## begin
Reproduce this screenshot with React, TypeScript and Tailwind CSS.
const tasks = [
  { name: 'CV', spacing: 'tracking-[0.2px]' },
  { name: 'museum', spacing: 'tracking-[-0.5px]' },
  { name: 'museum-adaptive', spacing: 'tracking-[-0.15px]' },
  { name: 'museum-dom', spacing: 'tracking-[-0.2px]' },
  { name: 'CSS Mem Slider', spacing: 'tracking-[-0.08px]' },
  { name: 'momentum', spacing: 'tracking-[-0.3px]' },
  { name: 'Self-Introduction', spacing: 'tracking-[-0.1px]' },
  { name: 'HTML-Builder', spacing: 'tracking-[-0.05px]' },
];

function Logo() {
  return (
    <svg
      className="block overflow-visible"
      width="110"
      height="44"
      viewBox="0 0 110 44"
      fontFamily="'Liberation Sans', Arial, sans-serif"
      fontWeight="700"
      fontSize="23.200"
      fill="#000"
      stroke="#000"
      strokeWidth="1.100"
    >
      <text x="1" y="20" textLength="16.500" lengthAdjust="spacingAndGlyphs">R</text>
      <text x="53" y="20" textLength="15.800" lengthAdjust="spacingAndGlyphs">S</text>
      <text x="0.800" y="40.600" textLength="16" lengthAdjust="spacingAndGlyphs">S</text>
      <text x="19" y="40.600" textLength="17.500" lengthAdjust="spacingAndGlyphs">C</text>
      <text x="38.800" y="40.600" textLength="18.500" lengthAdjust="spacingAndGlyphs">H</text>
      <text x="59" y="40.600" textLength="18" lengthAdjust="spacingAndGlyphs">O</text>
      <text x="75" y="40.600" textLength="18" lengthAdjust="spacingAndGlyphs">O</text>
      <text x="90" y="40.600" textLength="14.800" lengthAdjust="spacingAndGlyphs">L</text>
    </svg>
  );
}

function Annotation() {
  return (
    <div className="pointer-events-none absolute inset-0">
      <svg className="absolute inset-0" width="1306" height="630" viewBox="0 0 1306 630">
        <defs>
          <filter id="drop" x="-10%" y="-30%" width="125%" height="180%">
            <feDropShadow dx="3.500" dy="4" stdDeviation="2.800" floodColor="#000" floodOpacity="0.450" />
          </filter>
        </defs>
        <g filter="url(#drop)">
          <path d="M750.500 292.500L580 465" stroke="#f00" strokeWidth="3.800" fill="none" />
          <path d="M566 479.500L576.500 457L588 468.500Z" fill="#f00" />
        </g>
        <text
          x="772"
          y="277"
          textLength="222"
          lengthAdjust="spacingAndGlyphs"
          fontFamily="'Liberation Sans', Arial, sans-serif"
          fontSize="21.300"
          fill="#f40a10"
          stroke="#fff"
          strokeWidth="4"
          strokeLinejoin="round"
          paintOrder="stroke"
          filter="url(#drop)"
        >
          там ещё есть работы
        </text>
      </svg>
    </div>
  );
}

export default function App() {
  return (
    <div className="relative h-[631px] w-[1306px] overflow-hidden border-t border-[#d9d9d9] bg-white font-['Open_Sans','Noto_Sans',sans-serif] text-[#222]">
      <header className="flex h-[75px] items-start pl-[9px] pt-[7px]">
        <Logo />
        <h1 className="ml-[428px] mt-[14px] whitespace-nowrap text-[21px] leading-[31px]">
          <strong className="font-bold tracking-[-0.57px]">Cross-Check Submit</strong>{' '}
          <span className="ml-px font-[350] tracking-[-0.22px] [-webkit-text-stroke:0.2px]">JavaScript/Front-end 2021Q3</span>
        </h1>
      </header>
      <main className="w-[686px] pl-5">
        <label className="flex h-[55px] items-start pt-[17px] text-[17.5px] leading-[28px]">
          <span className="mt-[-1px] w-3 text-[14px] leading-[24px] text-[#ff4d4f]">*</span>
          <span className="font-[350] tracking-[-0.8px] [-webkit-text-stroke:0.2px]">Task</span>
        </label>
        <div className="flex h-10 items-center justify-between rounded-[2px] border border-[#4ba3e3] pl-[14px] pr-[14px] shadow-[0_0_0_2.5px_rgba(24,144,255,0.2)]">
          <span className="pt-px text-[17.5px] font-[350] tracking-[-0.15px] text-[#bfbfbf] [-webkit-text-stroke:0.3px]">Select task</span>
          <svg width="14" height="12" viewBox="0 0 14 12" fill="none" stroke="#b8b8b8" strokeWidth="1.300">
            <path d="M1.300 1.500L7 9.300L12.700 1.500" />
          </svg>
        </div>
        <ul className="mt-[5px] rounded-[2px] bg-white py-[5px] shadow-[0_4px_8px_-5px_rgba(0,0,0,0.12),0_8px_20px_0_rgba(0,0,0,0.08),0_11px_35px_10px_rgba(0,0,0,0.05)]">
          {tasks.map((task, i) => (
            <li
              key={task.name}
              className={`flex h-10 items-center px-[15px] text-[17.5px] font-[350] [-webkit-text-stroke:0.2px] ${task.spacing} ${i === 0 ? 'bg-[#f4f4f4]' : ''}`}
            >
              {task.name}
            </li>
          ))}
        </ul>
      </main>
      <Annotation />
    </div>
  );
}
## end
## begin
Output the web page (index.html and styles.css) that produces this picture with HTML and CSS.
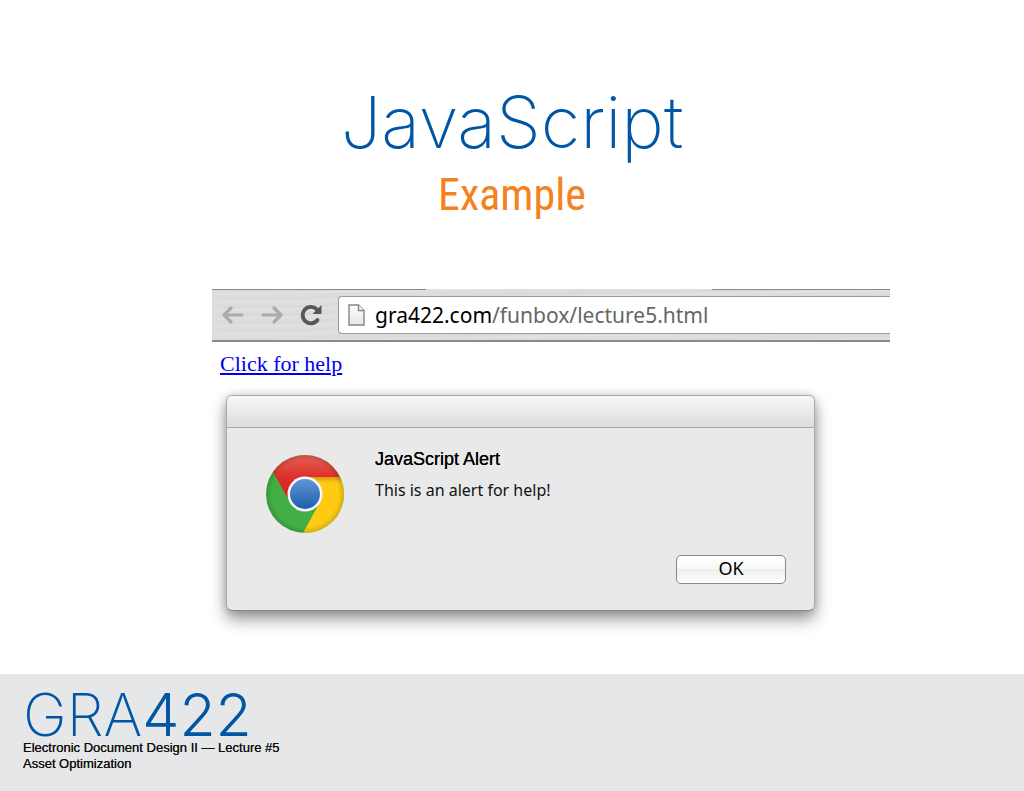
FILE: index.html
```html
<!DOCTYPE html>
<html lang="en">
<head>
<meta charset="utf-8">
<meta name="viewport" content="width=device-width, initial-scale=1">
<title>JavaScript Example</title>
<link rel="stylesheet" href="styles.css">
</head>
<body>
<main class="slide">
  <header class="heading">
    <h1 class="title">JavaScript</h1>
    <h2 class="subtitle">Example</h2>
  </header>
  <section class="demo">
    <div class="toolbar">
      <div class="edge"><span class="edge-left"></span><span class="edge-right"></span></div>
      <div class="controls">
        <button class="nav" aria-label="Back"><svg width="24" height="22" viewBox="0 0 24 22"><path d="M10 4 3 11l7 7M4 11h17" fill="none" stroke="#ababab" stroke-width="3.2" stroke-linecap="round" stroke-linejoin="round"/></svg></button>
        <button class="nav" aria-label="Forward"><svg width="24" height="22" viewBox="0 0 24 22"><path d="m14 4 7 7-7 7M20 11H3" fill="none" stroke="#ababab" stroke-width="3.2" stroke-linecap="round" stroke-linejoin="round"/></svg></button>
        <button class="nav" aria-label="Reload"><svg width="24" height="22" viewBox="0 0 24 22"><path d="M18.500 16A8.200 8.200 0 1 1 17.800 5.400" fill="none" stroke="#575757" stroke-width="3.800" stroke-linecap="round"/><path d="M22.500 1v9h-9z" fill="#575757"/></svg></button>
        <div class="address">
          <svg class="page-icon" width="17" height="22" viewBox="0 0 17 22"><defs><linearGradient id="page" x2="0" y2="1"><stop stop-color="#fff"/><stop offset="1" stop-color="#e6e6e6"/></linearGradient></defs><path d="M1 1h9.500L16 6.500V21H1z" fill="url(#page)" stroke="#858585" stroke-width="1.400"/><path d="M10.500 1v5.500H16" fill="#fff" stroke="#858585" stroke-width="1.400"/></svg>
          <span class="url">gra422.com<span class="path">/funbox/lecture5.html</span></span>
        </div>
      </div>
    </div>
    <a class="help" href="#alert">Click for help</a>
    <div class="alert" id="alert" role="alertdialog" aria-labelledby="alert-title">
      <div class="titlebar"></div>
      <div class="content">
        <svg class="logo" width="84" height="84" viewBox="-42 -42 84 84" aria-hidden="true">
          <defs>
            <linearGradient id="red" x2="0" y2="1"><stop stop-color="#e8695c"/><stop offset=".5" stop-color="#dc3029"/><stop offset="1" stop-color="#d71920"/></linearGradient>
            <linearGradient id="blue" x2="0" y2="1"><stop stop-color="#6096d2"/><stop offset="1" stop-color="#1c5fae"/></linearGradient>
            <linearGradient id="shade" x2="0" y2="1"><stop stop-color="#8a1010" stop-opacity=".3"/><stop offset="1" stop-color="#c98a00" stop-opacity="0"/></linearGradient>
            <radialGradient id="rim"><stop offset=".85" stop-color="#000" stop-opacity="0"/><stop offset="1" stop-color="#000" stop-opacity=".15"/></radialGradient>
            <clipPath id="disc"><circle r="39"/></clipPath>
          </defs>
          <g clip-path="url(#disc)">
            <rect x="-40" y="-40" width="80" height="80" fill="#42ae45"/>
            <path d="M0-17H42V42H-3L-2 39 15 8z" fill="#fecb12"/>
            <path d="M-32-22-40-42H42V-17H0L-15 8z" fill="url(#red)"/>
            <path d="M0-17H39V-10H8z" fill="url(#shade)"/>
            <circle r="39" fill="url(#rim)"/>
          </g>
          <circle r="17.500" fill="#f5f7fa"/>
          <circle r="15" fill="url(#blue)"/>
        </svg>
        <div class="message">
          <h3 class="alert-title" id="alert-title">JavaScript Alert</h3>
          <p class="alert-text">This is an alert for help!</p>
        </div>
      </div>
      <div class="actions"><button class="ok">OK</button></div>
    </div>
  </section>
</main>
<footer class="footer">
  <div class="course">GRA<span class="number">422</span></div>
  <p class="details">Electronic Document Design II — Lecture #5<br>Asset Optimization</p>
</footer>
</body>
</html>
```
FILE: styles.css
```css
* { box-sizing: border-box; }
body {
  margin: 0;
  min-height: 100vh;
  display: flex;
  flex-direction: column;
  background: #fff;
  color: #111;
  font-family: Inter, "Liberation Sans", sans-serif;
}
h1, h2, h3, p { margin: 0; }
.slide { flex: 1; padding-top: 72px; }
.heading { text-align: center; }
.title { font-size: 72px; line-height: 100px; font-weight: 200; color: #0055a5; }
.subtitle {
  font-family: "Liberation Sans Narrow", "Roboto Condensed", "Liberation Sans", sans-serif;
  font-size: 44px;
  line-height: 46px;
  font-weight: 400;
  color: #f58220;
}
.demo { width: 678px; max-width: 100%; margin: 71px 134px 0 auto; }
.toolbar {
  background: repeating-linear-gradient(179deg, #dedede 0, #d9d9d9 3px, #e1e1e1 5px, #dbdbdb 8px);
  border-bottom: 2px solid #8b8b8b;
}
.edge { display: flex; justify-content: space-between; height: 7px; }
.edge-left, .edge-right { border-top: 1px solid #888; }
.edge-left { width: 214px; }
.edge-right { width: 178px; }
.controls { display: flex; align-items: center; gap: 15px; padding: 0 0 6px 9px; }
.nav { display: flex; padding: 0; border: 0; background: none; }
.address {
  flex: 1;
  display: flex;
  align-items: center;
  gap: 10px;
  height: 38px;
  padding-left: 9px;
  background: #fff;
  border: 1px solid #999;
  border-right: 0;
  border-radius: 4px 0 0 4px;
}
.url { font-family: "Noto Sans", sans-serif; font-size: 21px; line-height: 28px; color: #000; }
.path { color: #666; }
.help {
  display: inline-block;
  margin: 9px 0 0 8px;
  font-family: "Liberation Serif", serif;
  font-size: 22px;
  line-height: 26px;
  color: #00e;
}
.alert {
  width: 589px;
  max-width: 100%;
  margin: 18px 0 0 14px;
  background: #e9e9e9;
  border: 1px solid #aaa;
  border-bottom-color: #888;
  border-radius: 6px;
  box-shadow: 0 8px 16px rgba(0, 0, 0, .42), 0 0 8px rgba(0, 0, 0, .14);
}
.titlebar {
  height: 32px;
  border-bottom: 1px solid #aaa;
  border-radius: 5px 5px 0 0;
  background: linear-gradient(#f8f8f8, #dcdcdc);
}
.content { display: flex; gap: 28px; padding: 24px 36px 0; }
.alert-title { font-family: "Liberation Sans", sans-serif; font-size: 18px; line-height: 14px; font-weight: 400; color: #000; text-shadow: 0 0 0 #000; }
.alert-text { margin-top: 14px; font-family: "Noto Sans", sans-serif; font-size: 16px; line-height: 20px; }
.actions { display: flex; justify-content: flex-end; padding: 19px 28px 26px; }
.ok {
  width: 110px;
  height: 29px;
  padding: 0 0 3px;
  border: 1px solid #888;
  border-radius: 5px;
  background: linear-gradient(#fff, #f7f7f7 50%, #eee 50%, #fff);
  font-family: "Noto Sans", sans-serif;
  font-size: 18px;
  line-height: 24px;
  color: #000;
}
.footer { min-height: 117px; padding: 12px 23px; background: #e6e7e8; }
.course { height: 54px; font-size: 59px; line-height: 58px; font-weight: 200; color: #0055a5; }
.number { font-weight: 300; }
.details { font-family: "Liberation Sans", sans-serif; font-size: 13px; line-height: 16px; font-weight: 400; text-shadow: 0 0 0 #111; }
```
## end
• [Description of the task]
Using the records above, gather all lines where the string "index" is present.

• [Exercise response]
Output the web page (index.html and styles.css) that produces this picture with HTML and CSS.
FILE: index.html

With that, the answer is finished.